Making your business plan too complex
“A business plan also provides a structured framework to consider even the mundane areas and gauge their impact on your business,” says Margaret Bowler of accountants Kidsons Impey.
“However, some businesses become bogged down in vast plans that look at everything in minute detail. These documents end up being ignored because they are too daunting to read – assuming they ever get completed!”
How to present your business plan
Keep it short and professional, but make sure that anyone reading it can understand what you mean. It’s much better to keep your business plan simple and straightforward rather than trying to use complex language just because it seems more impressive.
Include a cover and a contents page and number all sections so it’s easy to find each individual section. And always start with the executive summary – even if it was the last section you actually wrote.

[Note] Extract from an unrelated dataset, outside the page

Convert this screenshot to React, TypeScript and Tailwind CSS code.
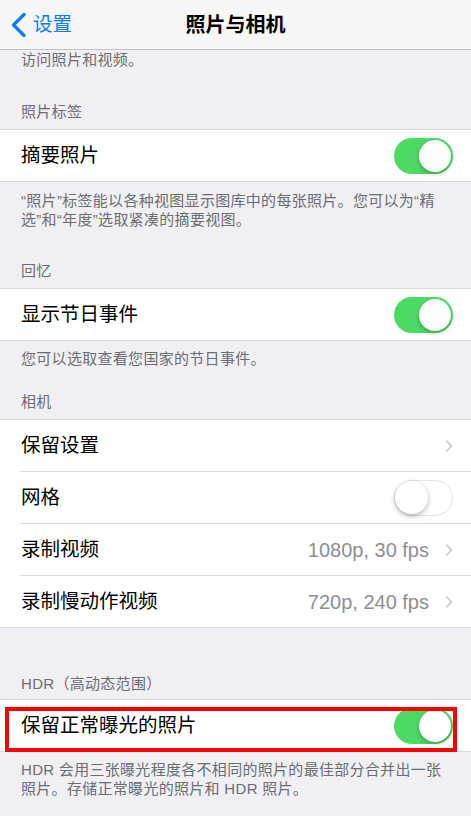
import { ChevronRight } from "lucide-react";

const font = "font-['Liberation_Sans','Noto_Sans_CJK_SC',sans-serif]";
const note = "text-[15px] tracking-[0.3px] text-[#6d6d72]";

function Toggle({ on }: { on: boolean }) {
    if (on) {
        return (
            <div className="w-[59px] h-[36px] rounded-full bg-[#4cd964] flex items-center justify-end pr-[2px]">
                <div className="w-[32px] h-[32px] rounded-full bg-white shadow-[0_2px_4px_rgba(0,0,0,0.25)]" />
            </div>
        );
    }
    return (
        <div className="w-[59px] h-[36px] rounded-full bg-white border-[1.5px] border-[#e3e3e7] flex items-center">
            <div className="w-[33px] h-[33px] rounded-full bg-white shadow-[0_2px_5px_rgba(0,0,0,0.3)]" />
        </div>
    );
}

function Row({ label, value, toggle, chevron }: { label: string; value?: string; toggle?: boolean; chevron?: boolean }) {
    return (
        <div className="h-[51px] flex items-center justify-between pl-[21px] pr-[18px]">
            <span className="text-[19.5px] text-black">{label}</span>
            <div className="flex items-center gap-[10px]">
                {value && <span className="text-[20px] text-[#8e8e93] font-['Liberation_Sans',sans-serif]">{value}</span>}
                {toggle !== undefined && <Toggle on={toggle} />}
                {chevron && <ChevronRight size={20} strokeWidth={2} className="text-[#c7c7cc] -mr-[6px]" />}
            </div>
        </div>
    );
}

const Sep = () => <div className="ml-[20px] h-px bg-[#dcdce0]" />;

export default function App() {
    return (
        <div className={`w-[471px] h-[816px] overflow-hidden bg-[#efeff4] ${font}`}>
            {/* nav bar */}
            <div className="h-[50px] bg-[#f7f7f7] border-b border-[#c4c4c8] grid grid-cols-[1fr_auto_1fr] items-center">
                <div className="flex items-center pl-[11px] gap-[7px] text-[#0a7aff]">
                    <svg width="15" height="24" viewBox="0 0 15 24" fill="none">
                        <path d="M13 1.5 L2.5 12 L13 22.5" stroke="currentColor" strokeWidth="3.2" strokeLinecap="round" strokeLinejoin="round" />
                    </svg>
                    <span className="text-[19.5px]">设置</span>
                </div>
                <span className="text-[20px] font-semibold text-black">照片与相机</span>
                <div />
            </div>

            <p className={`pl-[21px] leading-[20px] ${note}`}>访问照片和视频。</p>

            <p className={`mt-[32px] pb-[7px] pl-[21px] leading-[20px] ${note}`}>照片标签</p>
            <div className="bg-white border-y border-[#d9d9dd]">
                <Row label="摘要照片" toggle={true} />
            </div>
            <p className={`pt-[9px] px-[21px] leading-[19px] ${note}`}>
                “照片”标签能以各种视图显示图库中的每张照片。您可以为“精<br />
                选”和“年度”选取紧凑的摘要视图。
            </p>

            <p className={`mt-[32px] pb-[7px] pl-[21px] leading-[20px] ${note}`}>回忆</p>
            <div className="bg-white border-y border-[#d9d9dd]">
                <Row label="显示节日事件" toggle={true} />
            </div>
            <p className={`pt-[8px] px-[21px] leading-[19px] ${note}`}>您可以选取查看您国家的节日事件。</p>

            <p className={`mt-[24px] pb-[7px] pl-[21px] leading-[20px] ${note}`}>相机</p>
            <div className="bg-white border-y border-[#d9d9dd]">
                <Row label="保留设置" chevron />
                <Sep />
                <Row label="网格" toggle={false} />
                <Sep />
                <Row label="录制视频" value="1080p, 30 fps" chevron />
                <Sep />
                <Row label="录制慢动作视频" value="720p, 240 fps" chevron />
            </div>

            <p className={`mt-[46px] pb-[5px] pl-[21px] leading-[20px] ${note}`}>HDR（高动态范围）</p>
            <div className="relative bg-white border-y border-[#d9d9dd]">
                <Row label="保留正常曝光的照片" toggle={true} />
                {/* highlight frame */}
                <div className="absolute left-[5px] top-[7px] w-[452px] h-[45px] border-[4px] border-[#ff0000] pointer-events-none" />
            </div>
            <p className={`pt-[8px] px-[21px] leading-[19px] ${note}`}>
                HDR 会用三张曝光程度各不相同的照片的最佳部分合并出一张<br />
                照片。存储正常曝光的照片和 HDR 照片。
            </p>
        </div>
    );
}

Edit carefully and get others to read it for sense and mistakes. It can even be helpful to read it out loud to make sure it’s crystal clear.
And lastly, your business plan isn’t just the first thing to cross off your startup checklist, it’s a living document that should grow and develop as your business changes. So it’s a great idea to regularly review and update your business plan.
Not only can it be helpful in a practical sense, but it can help you understand and evaluate where your business is, and where it could go.